KANDAHAR, Afghanistan — The death toll from a wave of Taliban attacks on government buildings in the key Afghan city of Kandahar has risen to four as militants held out into a second day, officials said Sunday.
Violence in the city, seen as the Taliban's birthplace, broke out on Saturday at around 1:00 pm (0830 GMT) when militants with guns and rocket-propelled grenades attacked the governor's office from nearby buildings.
It spread to sites including the local offices of the intelligence service and several police offices as a total of ten explosions including six suicide blasts rocked the city.
Nearly 50 people have been wounded in the standoff, the first major incident since the Taliban announced the start of its annual spring offensive just over a week ago.
Although the attacks died down overnight, Taliban fighters were on Sunday still occupying one traffic police building, firing shots and rockets.
"It is a complicated building, that is why it has taken a while to clear up but soon we will clear the building of the enemy," said Kandahar border police commander General Abdul Razeq, in charge of the operation.
The building is also close to the local office of the Afghan intelligence service, the National Directorate of Security (NDS).
The city's streets were virtually empty of people Sunday, an AFP reporter said, and roads into the city have been blocked off.
A doctor at Kandahar's main hospital, Mohammad Hashim, gave the number killed in the violence as four, including two civilians and two members of the Afghan security forces.
"We have registered a total of 46 wounded so far. 24 of the wounded are security personnel and the rest are civilians," he said. "We have also registered four dead -- two civilians and two security personnel."
Hashim added that the death toll had risen from two on Saturday.
A total of 12 insurgents were killed in the fighting and seven have been captured, a statement from the defence ministry in Kabul said Sunday.
Although Afghan President Hamid Karzai said Saturday the violence was "revenge" for this week's killing of Al-Qaeda leader Osama bin Laden by US forces in Pakistan, the Taliban said the operation was planned several weeks ahead.
A spokesman for the NATO-led International Security Assistance Force (ISAF) whose troops were involved in the operation, Major General James Laster, described it as a "spring offensive spectacular attack which was thwarted".
There are around 130,000 foreign troops in Afghanistan, two-thirds of them from the United States, battling the Taliban and other insurgents in a war which has lasted nearly ten years.

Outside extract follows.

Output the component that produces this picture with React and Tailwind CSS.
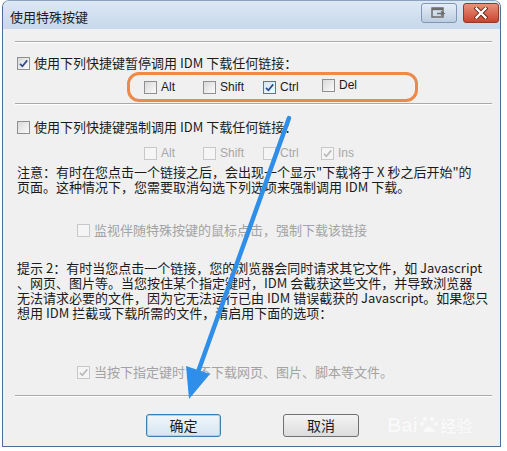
import React from 'react';

const cjk = "font-['Noto_Sans_CJK_SC',sans-serif]";
const latin = "font-['Liberation_Sans','Noto_Sans_CJK_SC',sans-serif]";

const Box = ({ checked, disabled, hot }) => (
  <span
    className={`relative inline-flex h-[13px] w-[13px] shrink-0 items-center justify-center border ${
      disabled
        ? 'border-[#c8c8c8] bg-[#f5f5f5]'
        : hot
        ? 'border-[#3c7fb1] bg-gradient-to-br from-[#cfe6f7] to-[#f4fbff]'
        : 'border-[#8e8f8f] bg-gradient-to-br from-[#d9d9d9] to-[#fbfbfb]'
    }`}
  >
    {checked && (
      <svg width="11" height="11" viewBox="0 0 11 11">
        <path
          d="M2 5.8 L4.4 8.3 L9.2 2.4"
          fill="none"
          stroke={disabled ? '#b9b9b9' : '#2d4a86'}
          strokeWidth="1.7"
        />
      </svg>
    )}
  </span>
);

const Key = ({ label, checked, disabled, hot, w }) => (
  <div className={`flex items-center ${w}`}>
    <Box checked={checked} disabled={disabled} hot={hot} />
    <span className={`ml-[4px] text-[12px] ${latin} ${disabled ? 'text-[#a8a8a8]' : 'text-[#1b1b1b]'}`}>{label}</span>
  </div>
);

const Sep = () => <div className="h-[2px] border-t border-[#a9a9a9] border-b border-b-white" />;

const Line = ({ children }) => <div className="h-[15px] whitespace-nowrap leading-[15px]">{children}</div>;

export default function App() {
  return (
    <div className="relative h-[451px] w-[507px] overflow-hidden bg-white pl-[2px]">
      <div className="flex h-[447px] w-[499px] flex-col overflow-hidden rounded-t-[7px] border border-[#4e6f93] border-t-[#8aa4c0] bg-[#f0f0f0]">
        {/* title bar */}
        <div className="flex h-[28px] shrink-0 items-center bg-gradient-to-b from-[#dde8f4] to-[#c7d8eb] pl-[7px] pr-[1px]">
          <span className={`pt-[3px] text-[13px] text-[#1d1d1d] ${cjk}`}>使用特殊按键</span>
          <div className="ml-auto flex items-start gap-[6px] self-start pt-[2px]">
            <div className="flex h-[20px] w-[36px] items-center justify-center rounded-[3px] border border-[#7f97b3] bg-gradient-to-b from-[#e6eef7] to-[#bccde1]">
              <svg width="16" height="12" viewBox="0 0 16 12">
                <rect x="1" y="1" width="11" height="9" fill="none" stroke="#6c6c6c" strokeWidth="1.5" />
                <rect x="1" y="1" width="11" height="2.2" fill="#6c6c6c" />
                <path d="M6 6.5 H12 M10 4.5 L13 6.5 L10 8.5" fill="none" stroke="#6c6c6c" strokeWidth="1.5" />
              </svg>
            </div>
            <div className="flex h-[20px] w-[36px] items-center justify-center rounded-[3px] border border-[#8d3b2e] bg-gradient-to-b from-[#e9917f] to-[#c8432b]">
              <svg width="14" height="12" viewBox="0 0 14 12">
                <path d="M2.5 1.5 L11.5 10.5 M11.5 1.5 L2.5 10.5" stroke="#5b1d12" strokeWidth="4" strokeLinecap="square" />
                <path d="M2.5 1.5 L11.5 10.5 M11.5 1.5 L2.5 10.5" stroke="#ffffff" strokeWidth="2.4" strokeLinecap="square" />
              </svg>
            </div>
          </div>
        </div>

        {/* content */}
        <div className={`flex flex-1 flex-col pl-[12px] pr-[8px] text-[13px] text-[#1b1b1b] ${cjk}`}>
          <div className="mt-[12px]">
            <Sep />
          </div>

          <div className="mt-[12px] flex h-[16px] items-center pl-[2px]">
            <Box checked />
            <span className="ml-[4px] leading-[16px]">使用下列快捷键暂停调用 IDM 下载任何链接：</span>
          </div>

          <div className="ml-[112px] mt-[1px] flex h-[30px] w-[291px] items-center rounded-[12px] border-[3px] border-[#ec8a4c] pl-[14px]">
            <Key label="Alt" w="w-[59px]" />
            <Key label="Shift" w="w-[60px]" />
            <Key label="Ctrl" w="w-[59px]" checked hot />
            <div className="-mt-[4px]">
              <Key label="Del" w="w-[50px]" />
            </div>
          </div>

          <div className="mt-[1px]">
            <Sep />
          </div>

          <div className="mt-[14px] flex h-[16px] items-center pl-[2px]">
            <Box />
            <span className="ml-[4px] leading-[16px]">使用下列快捷键强制调用 IDM 下载任何链接：</span>
          </div>

          <div className="mt-[10px] flex h-[16px] items-center pl-[129px]">
            <Key label="Alt" w="w-[59px]" disabled />
            <Key label="Shift" w="w-[60px]" disabled />
            <Key label="Ctrl" w="w-[58px]" disabled />
            <Key label="Ins" w="w-[50px]" disabled checked />
          </div>

          <div className="mt-[3px] pl-[2px]">
            <Line>注意：有时在您点击一个链接之后，会出现一个显示"下载将于 X 秒之后开始"的</Line>
            <Line>页面。这种情况下，您需要取消勾选下列选项来强制调用 IDM 下载。</Line>
          </div>

          <div className="mt-[28px] flex h-[16px] items-center pl-[62px] text-[#a3a3a3]">
            <Box disabled />
            <span className="ml-[4px] leading-[16px]">监视伴随特殊按键的鼠标点击，强制下载该链接</span>
          </div>

          <div className="mt-[22px] pl-[2px]">
            <Line>提示 2：有时当您点击一个链接，您的浏览器会同时请求其它文件，如 Javascript</Line>
            <Line>、网页、图片等。当您按住某个指定键时，IDM 会截获这些文件，并导致浏览器</Line>
            <Line>无法请求必要的文件，因为它无法运行已由 IDM 错误截获的 Javascript。如果您只</Line>
            <Line>想用 IDM 拦截或下载所需的文件，请启用下面的选项：</Line>
          </div>

          <div className="mt-[44px] flex h-[16px] items-center pl-[62px] text-[#a3a3a3]">
            <Box disabled checked />
            <span className="ml-[4px] leading-[16px]">当按下指定键时，不下载网页、图片、脚本等文件。</span>
          </div>

          <div className="mt-[15px]">
            <Sep />
          </div>

          <div className="mt-[13px] flex items-center pl-[131px]">
            <button className="flex h-[23px] w-[75px] items-center justify-center rounded-[3px] border border-[#3c7fb1] bg-gradient-to-b from-[#f1f6fa] to-[#d5e6f2] text-[14px] text-[#1b1b1b] shadow-[inset_0_0_0_1px_#9fd5f5]">
              确定
            </button>
            <button className="ml-[62px] flex h-[23px] w-[76px] items-center justify-center rounded-[3px] border border-[#707070] bg-gradient-to-b from-[#f4f4f4] to-[#dcdcdc] text-[14px] text-[#1b1b1b]">
              取消
            </button>
            <div className="ml-[28px] flex items-center text-[20px] font-bold text-white opacity-60 [text-shadow:0_0_1px_#e0e0e0]">
              <span className={latin}>Bai</span>
              <svg width="20" height="20" viewBox="0 0 20 20" className="mx-[1px]">
                <circle cx="6" cy="4" r="2.2" fill="#fff" />
                <circle cx="13" cy="4" r="2.2" fill="#fff" />
                <circle cx="3" cy="9" r="2" fill="#fff" />
                <circle cx="17" cy="9" r="2" fill="#fff" />
                <path d="M4 17 Q10 6 16 17 Z" fill="#fff" />
              </svg>
              <span className="text-[16px]">经验</span>
            </div>
          </div>
        </div>
      </div>

      {/* annotation arrow */}
      <svg className="pointer-events-none absolute left-0 top-0" width="507" height="451" viewBox="0 0 507 451">
        <line x1="289" y1="118" x2="198" y2="372" stroke="#2f8ee8" strokeWidth="4.5" strokeLinecap="round" />
        <polygon points="189,399 210,374 186,366" fill="#2f8ee8" />
      </svg>
    </div>
  );
}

Limited withdrawals from seven relatively peaceful areas are due to start in July ahead of the planned end of foreign combat operations in 2014.
International forces say that Kandahar and the surrounding area are now safer following months of intense fighting last year to clear traditional Taliban strongholds.
But government officials and institutions are still frequently targeted by militants in the city, the biggest in Afghanistan's restive south.
Nearly 500 Taliban prisoners escaped from Kandahar's prison last month through a huge tunnel in a major embarrassment for the authorities.
Also in April, Kandahar's police chief was killed by an attacker in a police uniform, while in January Wesa's deputy was assassinated.